Do I need special permits or approvals for thermal imaging flights? Thermal imaging flights follow standard FAA Part 107 regulations and don't require additional permits beyond normal airspace authorizations. If your project sits in controlled airspace, we file LAANC requests and coordinate with air traffic control as standard procedure. Early morning flights during civil twilight don't require night operations waivers, but true nighttime missions need Part 107 night certification, which our pilots maintain.
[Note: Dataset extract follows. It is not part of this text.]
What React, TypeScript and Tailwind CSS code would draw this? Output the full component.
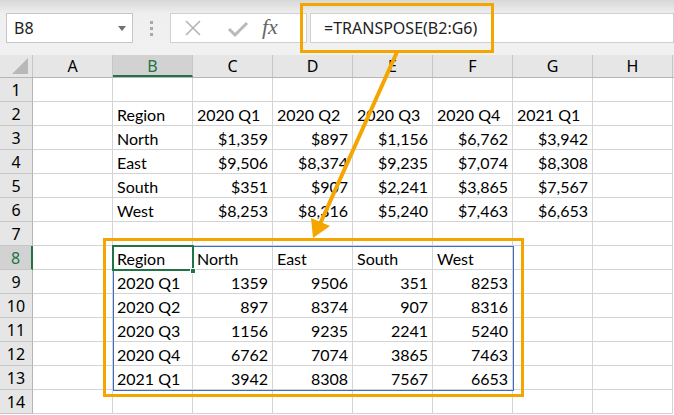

How do you distinguish between thermal anomalies caused by moisture versus other factors like substrate variations or recent repairs? We analyze thermal patterns, not just temperature readings. Moisture typically creates irregular, organic-shaped thermal signatures that follow drainage patterns or penetration points. Recent repairs show geometric patterns matching patch boundaries. Substrate variations create consistent, predictable thermal differences. We correlate thermal data with RGB imagery, building plans, and maintenance records to eliminate false positives and deliver defect maps you can act on with confidence.

What file formats do you deliver for thermal imaging projects and can our engineering team analyze the data independently? Standard deliverables include georeferenced thermal orthomosaics in GeoTIFF format, temperature-scaled anomaly maps in PDF or PNG, defect location shapefiles compatible with GIS software, and radiometric source files (typically RJPEG or TIFF) that retain full temperature data for independent analysis. Your engineering team can import these files into thermal analysis software, CAD systems, or GIS platforms and perform custom analysis using our calibrated temperature data.